Conversations about performance and development are hard work for both people.  Have them when you see a real opportunity to help the other person. Don’t waste that time and energy on stuff that doesn’t really matter.  Also remember that your fellow human beings are constantly trying to sniff out your intentions and interpret your actions against them. If you don’t come with the right intent, they will sense it and all your skillful techniques will just feel like manipulation.  

Besides, what kind of leader do you want to be anyway?  I think most of us would like to be known as someone who helps people succeed in their jobs and develop in their careers.  That probably won’t happen without conscious effort. Which brings me to my last point for the day:

Don’t Forget Positive Feedback

Most of the debate about feedback assumes that it’s always negative.  This is a terrible assumption, that drives the behavior of many managers.  I have literally sat in a workshop, where we asked leaders to pick an issue to raise with their highest performers, only to have them scratch their heads and complain that there isn’t much to “ding them on”.  How many of your high-performers are sitting around hoping their manager will find some little thing to “ding” them on? That’s a rhetorical question. The answer is zero.

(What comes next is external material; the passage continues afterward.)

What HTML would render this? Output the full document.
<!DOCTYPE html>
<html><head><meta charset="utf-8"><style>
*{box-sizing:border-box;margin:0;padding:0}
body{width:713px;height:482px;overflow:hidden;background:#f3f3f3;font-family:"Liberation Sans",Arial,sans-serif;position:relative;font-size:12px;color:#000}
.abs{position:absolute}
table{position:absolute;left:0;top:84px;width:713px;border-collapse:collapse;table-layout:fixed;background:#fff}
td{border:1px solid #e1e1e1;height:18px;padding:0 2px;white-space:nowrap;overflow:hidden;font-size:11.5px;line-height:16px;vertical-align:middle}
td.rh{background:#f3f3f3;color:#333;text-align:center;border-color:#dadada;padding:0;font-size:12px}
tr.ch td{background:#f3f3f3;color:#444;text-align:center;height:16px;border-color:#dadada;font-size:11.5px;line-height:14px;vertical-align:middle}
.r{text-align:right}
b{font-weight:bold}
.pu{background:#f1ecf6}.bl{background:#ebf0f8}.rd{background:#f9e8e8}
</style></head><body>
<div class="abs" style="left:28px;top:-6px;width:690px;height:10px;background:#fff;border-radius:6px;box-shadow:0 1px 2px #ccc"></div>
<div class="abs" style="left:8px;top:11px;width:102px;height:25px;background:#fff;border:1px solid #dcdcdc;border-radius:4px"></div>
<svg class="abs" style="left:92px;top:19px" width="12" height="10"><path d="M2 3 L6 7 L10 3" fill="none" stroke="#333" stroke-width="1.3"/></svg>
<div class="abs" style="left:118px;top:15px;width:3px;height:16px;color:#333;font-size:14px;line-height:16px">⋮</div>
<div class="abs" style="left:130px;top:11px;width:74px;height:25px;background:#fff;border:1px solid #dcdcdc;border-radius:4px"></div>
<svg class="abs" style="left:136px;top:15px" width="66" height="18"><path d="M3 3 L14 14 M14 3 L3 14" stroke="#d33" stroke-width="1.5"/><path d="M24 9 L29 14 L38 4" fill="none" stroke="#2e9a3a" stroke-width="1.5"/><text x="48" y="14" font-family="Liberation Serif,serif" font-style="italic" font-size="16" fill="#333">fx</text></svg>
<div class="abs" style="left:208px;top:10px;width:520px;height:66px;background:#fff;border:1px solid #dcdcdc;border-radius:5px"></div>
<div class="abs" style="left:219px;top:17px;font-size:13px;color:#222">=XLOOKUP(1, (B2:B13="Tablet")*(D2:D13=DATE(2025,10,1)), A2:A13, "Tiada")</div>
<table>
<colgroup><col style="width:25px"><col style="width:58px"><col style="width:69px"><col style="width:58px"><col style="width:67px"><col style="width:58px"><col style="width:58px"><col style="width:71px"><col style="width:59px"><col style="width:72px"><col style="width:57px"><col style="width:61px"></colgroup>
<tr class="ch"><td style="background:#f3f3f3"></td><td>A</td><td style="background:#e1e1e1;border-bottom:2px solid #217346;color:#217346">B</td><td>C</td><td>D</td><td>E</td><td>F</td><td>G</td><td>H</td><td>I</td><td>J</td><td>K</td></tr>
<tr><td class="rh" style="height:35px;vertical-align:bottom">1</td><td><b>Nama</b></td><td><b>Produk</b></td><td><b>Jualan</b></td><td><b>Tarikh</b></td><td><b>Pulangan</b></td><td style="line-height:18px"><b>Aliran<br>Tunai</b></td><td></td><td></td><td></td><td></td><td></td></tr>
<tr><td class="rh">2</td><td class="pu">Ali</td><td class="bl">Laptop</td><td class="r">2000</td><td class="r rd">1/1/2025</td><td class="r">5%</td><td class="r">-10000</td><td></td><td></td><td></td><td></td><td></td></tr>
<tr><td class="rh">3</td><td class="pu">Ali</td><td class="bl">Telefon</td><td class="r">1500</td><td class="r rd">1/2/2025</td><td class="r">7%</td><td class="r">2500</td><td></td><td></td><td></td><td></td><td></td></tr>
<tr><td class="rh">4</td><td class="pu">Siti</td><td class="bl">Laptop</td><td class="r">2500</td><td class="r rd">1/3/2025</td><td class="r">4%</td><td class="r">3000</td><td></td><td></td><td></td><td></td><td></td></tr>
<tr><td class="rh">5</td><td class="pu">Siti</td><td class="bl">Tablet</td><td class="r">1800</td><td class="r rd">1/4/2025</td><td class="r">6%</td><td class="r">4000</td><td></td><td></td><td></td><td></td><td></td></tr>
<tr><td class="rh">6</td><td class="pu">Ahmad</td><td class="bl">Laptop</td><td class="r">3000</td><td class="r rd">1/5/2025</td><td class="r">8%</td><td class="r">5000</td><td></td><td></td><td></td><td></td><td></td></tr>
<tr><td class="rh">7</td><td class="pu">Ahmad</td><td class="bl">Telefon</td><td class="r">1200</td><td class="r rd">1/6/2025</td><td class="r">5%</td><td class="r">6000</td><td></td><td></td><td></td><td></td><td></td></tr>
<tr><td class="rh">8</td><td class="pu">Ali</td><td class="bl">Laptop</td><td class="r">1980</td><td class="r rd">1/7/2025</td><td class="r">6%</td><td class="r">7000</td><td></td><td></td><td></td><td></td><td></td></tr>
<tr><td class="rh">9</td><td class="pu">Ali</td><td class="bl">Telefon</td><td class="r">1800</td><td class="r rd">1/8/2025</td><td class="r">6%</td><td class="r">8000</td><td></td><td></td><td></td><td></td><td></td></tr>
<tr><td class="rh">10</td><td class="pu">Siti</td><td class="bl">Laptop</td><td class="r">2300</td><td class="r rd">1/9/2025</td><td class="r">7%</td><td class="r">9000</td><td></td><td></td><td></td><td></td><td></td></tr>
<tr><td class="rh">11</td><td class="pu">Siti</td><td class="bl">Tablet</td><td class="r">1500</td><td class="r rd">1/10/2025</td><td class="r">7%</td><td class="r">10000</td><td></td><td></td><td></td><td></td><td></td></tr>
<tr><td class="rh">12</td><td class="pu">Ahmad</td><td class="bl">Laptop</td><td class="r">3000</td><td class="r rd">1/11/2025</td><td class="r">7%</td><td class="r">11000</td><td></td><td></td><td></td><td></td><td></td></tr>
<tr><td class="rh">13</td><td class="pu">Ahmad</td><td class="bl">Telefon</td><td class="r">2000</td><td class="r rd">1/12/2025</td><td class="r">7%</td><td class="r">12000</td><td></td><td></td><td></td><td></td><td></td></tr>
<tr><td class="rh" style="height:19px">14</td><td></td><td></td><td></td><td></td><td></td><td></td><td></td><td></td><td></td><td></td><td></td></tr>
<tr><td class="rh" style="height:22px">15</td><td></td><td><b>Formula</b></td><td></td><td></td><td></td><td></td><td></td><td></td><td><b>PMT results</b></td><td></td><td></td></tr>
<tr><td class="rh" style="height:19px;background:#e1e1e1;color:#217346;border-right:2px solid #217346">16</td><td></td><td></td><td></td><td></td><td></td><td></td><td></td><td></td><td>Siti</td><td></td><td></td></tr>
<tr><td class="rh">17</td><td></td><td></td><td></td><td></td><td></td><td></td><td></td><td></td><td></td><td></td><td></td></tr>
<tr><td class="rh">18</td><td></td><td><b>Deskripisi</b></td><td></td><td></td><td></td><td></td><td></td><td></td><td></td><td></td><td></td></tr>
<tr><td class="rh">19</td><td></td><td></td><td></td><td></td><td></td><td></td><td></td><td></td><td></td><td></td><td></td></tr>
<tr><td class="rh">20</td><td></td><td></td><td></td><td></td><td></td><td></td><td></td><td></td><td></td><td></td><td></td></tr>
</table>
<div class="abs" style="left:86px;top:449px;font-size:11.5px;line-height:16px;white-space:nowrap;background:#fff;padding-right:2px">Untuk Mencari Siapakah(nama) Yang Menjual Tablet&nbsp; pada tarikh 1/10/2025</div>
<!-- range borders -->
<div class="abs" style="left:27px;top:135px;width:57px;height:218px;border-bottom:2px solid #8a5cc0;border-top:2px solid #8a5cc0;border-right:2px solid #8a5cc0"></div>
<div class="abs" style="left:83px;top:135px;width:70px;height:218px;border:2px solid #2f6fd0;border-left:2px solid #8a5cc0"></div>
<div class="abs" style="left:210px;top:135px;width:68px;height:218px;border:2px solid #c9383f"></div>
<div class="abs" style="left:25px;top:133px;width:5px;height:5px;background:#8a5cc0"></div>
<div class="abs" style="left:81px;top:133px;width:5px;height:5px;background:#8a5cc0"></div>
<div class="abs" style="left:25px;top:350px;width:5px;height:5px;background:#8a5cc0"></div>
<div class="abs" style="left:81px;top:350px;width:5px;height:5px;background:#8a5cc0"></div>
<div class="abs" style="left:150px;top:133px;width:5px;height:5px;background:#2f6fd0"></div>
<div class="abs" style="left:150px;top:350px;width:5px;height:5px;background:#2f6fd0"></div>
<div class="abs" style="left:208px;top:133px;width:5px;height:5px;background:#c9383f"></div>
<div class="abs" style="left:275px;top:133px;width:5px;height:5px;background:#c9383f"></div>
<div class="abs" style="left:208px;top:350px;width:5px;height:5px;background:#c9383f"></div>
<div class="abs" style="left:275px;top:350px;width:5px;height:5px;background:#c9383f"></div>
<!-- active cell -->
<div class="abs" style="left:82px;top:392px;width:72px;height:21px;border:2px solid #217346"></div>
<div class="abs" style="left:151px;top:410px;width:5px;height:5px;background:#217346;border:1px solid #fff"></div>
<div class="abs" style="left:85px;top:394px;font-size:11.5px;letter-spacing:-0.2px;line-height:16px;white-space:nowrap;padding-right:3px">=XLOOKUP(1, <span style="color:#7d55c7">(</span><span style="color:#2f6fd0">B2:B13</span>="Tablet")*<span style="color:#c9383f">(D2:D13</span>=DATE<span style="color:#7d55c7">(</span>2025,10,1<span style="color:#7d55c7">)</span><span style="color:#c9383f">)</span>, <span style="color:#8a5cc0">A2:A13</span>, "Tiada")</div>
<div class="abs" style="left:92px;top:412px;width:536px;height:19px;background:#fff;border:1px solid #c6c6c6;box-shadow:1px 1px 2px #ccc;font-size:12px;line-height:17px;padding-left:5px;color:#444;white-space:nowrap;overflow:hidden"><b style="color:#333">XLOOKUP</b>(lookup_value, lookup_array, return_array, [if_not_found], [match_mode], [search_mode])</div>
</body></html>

The truth is that people, across the performance spectrum in your organization, are doing some things well – possibly many things very well.  If you want them to continue doing those things, and possibly do them more often, then you should tell them that. If you want the message to really land, you should be specific about what they are doing well and why it’s important.  How much value could be created in your organization if people spent 10% more time doing the things that we know work? How about 20%? That’s the potential of positive feedback. Please spend time doing it.

Those are some ideas from my experience, I hope you find them helpful.  What changes in approach have you seen make feedback work?